The Lilly Library was founded in 1960 with the collection of Josiah K. Lilly, Jr., owner of Lilly Pharmaceuticals in Indianapolismarker. J. K. Lilly was a collector most of his life. From the mid-1920s until his death, he devoted a great deal of his leisure time to building his collections of books and manuscripts, works of art, coins, stamps, military miniatures, firearms and edged weapons, and nautical models. J. K. Lilly's collections of books and manuscripts, totaling more than 20,000 books and 17,000 manuscripts, together with more than fifty oil paintings and 300 prints, were given by the collector to Indiana University between 1954 and 1957. These materials form the foundation of the rare book and manuscript collections of the Lilly Library.

The extent to which J.K. Lilly realized his collecting goals, were summed up succinctly by Frederick B. Adams, Jr., at the dedication of the Lilly Library on October 3, 1960: "Mr. Lilly's books cover so many fields that it is difficult to believe that any one man's enthusiasm could encompass them all. It is equally astounding that he was able to acquire so many books of such scarcity and quality in the short space of 30 years. Money alone isn't the answer; diligence, courage, and imagination were also essential.
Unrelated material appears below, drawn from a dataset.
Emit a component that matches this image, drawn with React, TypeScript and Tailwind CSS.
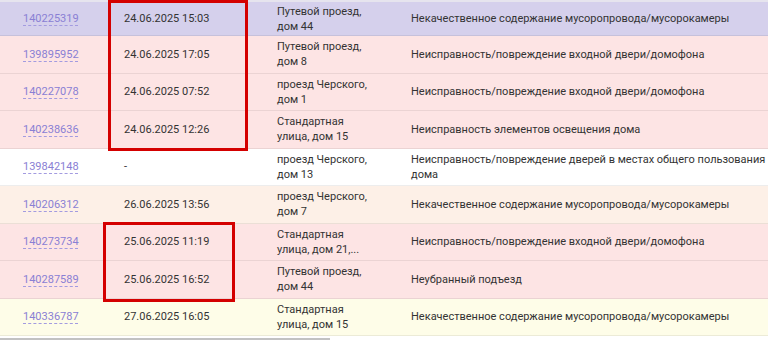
import React from "react";

type Row = {
  id: string;
  date: string;
  addr: [string, string];
  desc: React.ReactNode;
  bg: string;
};

const rows: Row[] = [
  { id: "140225319", date: "24.06.2025 15:03", addr: ["Путевой проезд,", "дом 44"], desc: "Некачественное содержание мусоропровода/мусорокамеры", bg: "bg-[#d5d0ec]" },
  { id: "139895952", date: "24.06.2025 17:05", addr: ["Путевой проезд,", "дом 8"], desc: "Неисправность/повреждение входной двери/домофона", bg: "bg-[#fde4e4]" },
  { id: "140227078", date: "24.06.2025 07:52", addr: ["проезд Черского,", "дом 1"], desc: "Неисправность/повреждение входной двери/домофона", bg: "bg-[#fde4e4]" },
  { id: "140238636", date: "24.06.2025 12:26", addr: ["Стандартная", "улица, дом 15"], desc: "Неисправность элементов освещения дома", bg: "bg-[#fde4e4]" },
  { id: "139842148", date: "-", addr: ["проезд Черского,", "дом 13"], desc: (<>Неисправность/повреждение дверей в местах общего пользования<br />дома</>), bg: "bg-white" },
  { id: "140206312", date: "26.06.2025 13:56", addr: ["проезд Черского,", "дом 7"], desc: "Некачественное содержание мусоропровода/мусорокамеры", bg: "bg-[#fdf0e7]" },
  { id: "140273734", date: "25.06.2025 11:19", addr: ["Стандартная", "улица, дом 21,..."], desc: "Неисправность/повреждение входной двери/домофона", bg: "bg-[#fde4e4]" },
  { id: "140287589", date: "25.06.2025 16:52", addr: ["Путевой проезд,", "дом 44"], desc: "Неубранный подъезд", bg: "bg-[#fde4e4]" },
  { id: "140336787", date: "27.06.2025 16:05", addr: ["Стандартная", "улица, дом 15"], desc: "Некачественное содержание мусоропровода/мусорокамеры", bg: "bg-[#fefde8]" },
];

export default function App() {
  return (
    <div className="relative w-[768px] h-[344px] overflow-hidden bg-white font-['Roboto','Liberation_Sans',sans-serif] text-[11px] leading-[15px] text-[#333333]">
      <div className="h-[2px] bg-[#e6e4ee]" />
      {rows.map((r, i) => (
        <div
          key={r.id}
          className={`flex items-center border-b border-[#00000012] ${r.bg} ${i === 0 ? "h-[34px]" : "h-[37.5px]"}`}
        >
          <div className="w-[112px] shrink-0 pl-[23px]">
            <span className="text-[#8a80d4] underline decoration-dashed decoration-[#a39be0] underline-offset-[3px]">{r.id}</span>
          </div>
          <div className="w-[153px] shrink-0 pl-[12px]">{r.date}</div>
          <div className="w-[134px] shrink-0 pl-[12px] whitespace-nowrap">
            <div>{r.addr[0]}</div>
            <div>{r.addr[1]}</div>
          </div>
          <div className="flex-1 min-w-0 pl-[12px] whitespace-nowrap">{r.desc}</div>
        </div>
      ))}
      <div className="mt-[2px] h-[2px] w-[330px] bg-[#c2c2c2]" />

      <div className="absolute left-[108px] top-0 w-[140px] h-[151px] border-[3px] border-[#d40000]" />
      <div className="absolute left-[103px] top-[222px] w-[132px] h-[80px] border-[3px] border-[#d40000]" />
    </div>
  );
}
The famous books in English and American literature, the books most influential in American life, the great works in the history of science and ideas--all these are among the 20,000 Lilly books in this building."

The library now contains approximately 400,000 rare books, 6.5 million manuscripts, and 100,000 pieces of sheet music.

Collection

Yale University's copy of the Dunlap broadside [754706]


The library's holdings are particularly strong in British and American history and literature, Latin Americana, medicine and science, food and drink, children's literature, fine printing and binding, popular music, medieval and Renaissance manuscripts, and early printing. Notable items in the library's collections include the New Testament of the Gutenberg Bible, the first printed collection of Shakespeare's works, Audubon's Birds of America, one of 25 extant copies of the "First Printing of the Declaration of Independence" (also known as the "Dunlap Broadside") that was printed in Philadelphia on July 4, 1776, George Washington's letter accepting the presidency of the United States, Abraham Lincoln's desk from his law office, a leaf from the famous Abraham Lincoln "Sum Book" ca. 1824-1826, Lord Chesterfield's letters to his son, the manuscripts of Robert Burns's "Auld Lang Syne", J. M. Synge's "The Playboy of the Western World", and J. M. Barrie's "Peter Pan", and typescripts of many of Ian Fleming's James Bond novels. The library also owns the papers of Hollywood directors Orson Welles and John Ford, the poets Sylvia Plath and Ezra Pound, and authors Edith Wharton and Upton Sinclair. In 2006, the library received a collection of 30,000 mechanical puzzles from Jerry Slocum. The collection will be on permanent display.

Special permission is not required to use the collections, and the library has several exhibition galleries which are open to the public.